Cowboy Bebop suffered poor ratings, but its initial viewership was pretty good. The issue was the second-week viewership was down to 59% and Netflix’s internal cutoff metric was 60% at the low-end. An expensive production, bad reviews, and viewership ratings that were right at the cut-off meant the show had to go. You can also look to Jupiter’s Legacy, a superhero series produced by Netflix’s Millarworld. It too had a higher price tag and solid viewership numbers that simply weren’t enough to keep the show around. And Netflix owns that property outright!

Netflix is looking for cheap shows that hit big. It’s found that recently in international shows like Squid Game, La Casa de Papel, and Sex Education. One Piece is neither cheap nor do I see it reaching a wide enough audience to justify its budget. It’s just a very weird property when animated, let alone being redone in live-action.

One Piece for Netflix is a huge boondoggle. It feels like an immense waste of money at a time when the company wants to run lean.
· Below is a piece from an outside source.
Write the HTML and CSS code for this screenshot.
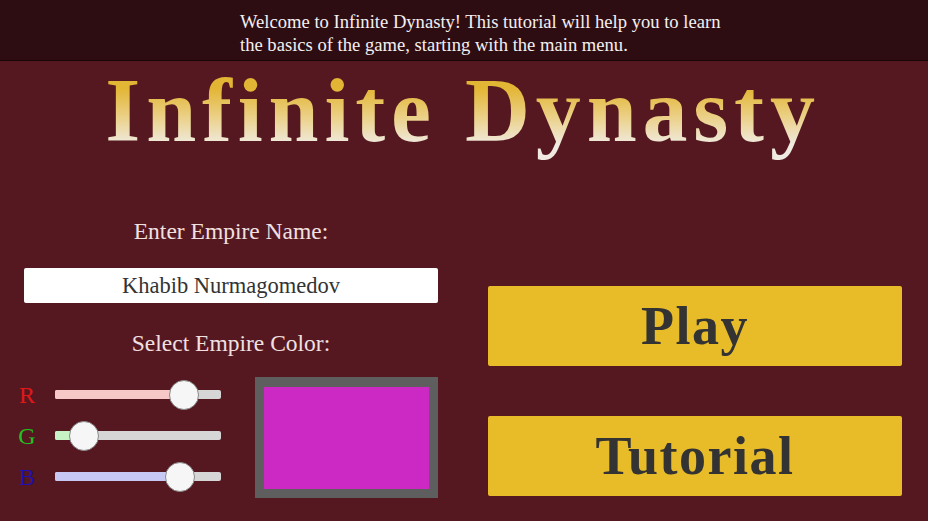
FILE: index.html
```html
<!DOCTYPE html>
<html>
<head>
<meta charset="utf-8">
<link rel="stylesheet" href="styles.css">
</head>
<body>
<div class="banner">
  <p class="banner-text">Welcome to Infinite Dynasty! This tutorial will help you to learn<br>the basics of the game, starting with the main menu.</p>
</div>
<div class="main">
  <div class="title-wrap"><h1 class="title">Infinite Dynasty</h1></div>
  <div class="columns">
    <div class="left">
      <div class="label">Enter Empire Name:</div>
      <div class="name-input">Khabib Nurmagomedov</div>
      <div class="label label-color">Select Empire Color:</div>
      <div class="color-row">
        <div class="sliders">
          <div class="slider-row">
            <span class="ch ch-r">R</span>
            <div class="track"><div class="fill fill-r" style="width:78%"></div><div class="thumb" style="left:78%"></div></div>
          </div>
          <div class="slider-row">
            <span class="ch ch-g">G</span>
            <div class="track"><div class="fill fill-g" style="width:17.5%"></div><div class="thumb" style="left:17.5%"></div></div>
          </div>
          <div class="slider-row">
            <span class="ch ch-b">B</span>
            <div class="track"><div class="fill fill-b" style="width:75%"></div><div class="thumb" style="left:75%"></div></div>
          </div>
        </div>
        <div class="preview"><div class="swatch" style="background:#cc28c4"></div></div>
      </div>
    </div>
    <div class="right">
      <button class="btn btn-play">Play</button>
      <button class="btn btn-tutorial">Tutorial</button>
    </div>
  </div>
</div>
</body>
</html>
```
FILE: styles.css
```css
html, body {
  margin: 0;
  padding: 0;
  height: 100%;
  overflow: hidden;
}
body {
  background: #551820;
  font-family: "Liberation Serif", serif;
}
.banner {
  height: 61px;
  background: #2d0d12;
  border-bottom: 1px solid #1a0508;
  box-sizing: border-box;
  padding: 10px 0 0 240px;
}
.banner-text {
  margin: 0;
  color: #f4f0f0;
  font-size: 18.6px;
  line-height: 23px;
}
.main {
  padding: 0 26px 0 24px;
}
.title-wrap {
  height: 154px;
  padding-top: 8px;
  box-sizing: border-box;
  text-align: center;
}
.title {
  display: inline-block;
  margin: 0;
  padding-bottom: 22px;
  font-family: "Liberation Serif", serif;
  font-weight: bold;
  font-size: 90px;
  line-height: 84px;
  letter-spacing: 5.8px;
  background: linear-gradient(to bottom, #e3b534 18%, #ebd086 45%, #f0ebe2 72%);
  -webkit-background-clip: text;
  background-clip: text;
  color: transparent;
}
.columns {
  display: grid;
  grid-template-columns: 414px 414px;
  column-gap: 50px;
}
.left {
  display: flex;
  flex-direction: column;
}
.label {
  text-align: center;
  color: #f2e0e0;
  font-size: 23.5px;
  line-height: 32px;
}
.name-input {
  margin-top: 21px;
  height: 35px;
  background: #ffffff;
  border-radius: 2px;
  color: #333333;
  font-size: 22.5px;
  line-height: 35px;
  text-align: center;
}
.label-color {
  margin-top: 24px;
}
.color-row {
  margin-top: 18px;
  display: flex;
  align-items: flex-start;
}
.sliders {
  display: flex;
  flex-direction: column;
  margin-left: -15px;
  margin-top: -3px;
}
.slider-row {
  height: 41px;
  display: flex;
  align-items: center;
}
.ch {
  width: 36px;
  margin-right: 10px;
  font-size: 24px;
  line-height: 24px;
  text-align: center;
}
.ch-r { color: #e01818; }
.ch-g { color: #22c022; }
.ch-b { color: #2010b0; }
.track {
  position: relative;
  width: 166px;
  height: 9px;
  border-radius: 2px;
  background: #d6d6d6;
}
.fill {
  height: 100%;
  border-radius: 2px 0 0 2px;
}
.fill-r { background: #f6c8c8; }
.fill-g { background: #c6f2c6; }
.fill-b { background: #c8c8f4; }
.thumb {
  position: absolute;
  top: 50%;
  width: 28px;
  height: 28px;
  margin: -15px 0 0 -15px;
  border-radius: 50%;
  background: #f6f6f6;
  border: 1px solid #888888;
}
.preview {
  margin-left: 34px;
  width: 183px;
  height: 121px;
  box-sizing: border-box;
  padding: 10px 9px 9px 9px;
  background: #5e5e5e;
}
.swatch {
  width: 100%;
  height: 100%;
}
.right {
  display: flex;
  flex-direction: column;
  padding-top: 71px;
  row-gap: 50px;
}
.btn {
  height: 80px;
  border: none;
  border-radius: 2px;
  background: #e8bc28;
  color: #333333;
  font-family: "Liberation Serif", serif;
  font-weight: bold;
  font-size: 54px;
  letter-spacing: 1.5px;
  padding: 0;
  cursor: pointer;
}
```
I don’t think it’s going to work, but I’ll be damned if I’m not going to watch the hell out of this trainwreck. It’s going to either be another spectacular failure or a unique and surprising success a la The Lego Movie. I’m honestly hoping for the latter, to be honest.

Either way, it’s going to be awesome seeing people on real versions of all the ships from the manga. Maybe they can turn them into a tourist destination for One Piece fans to recoup some of that budget.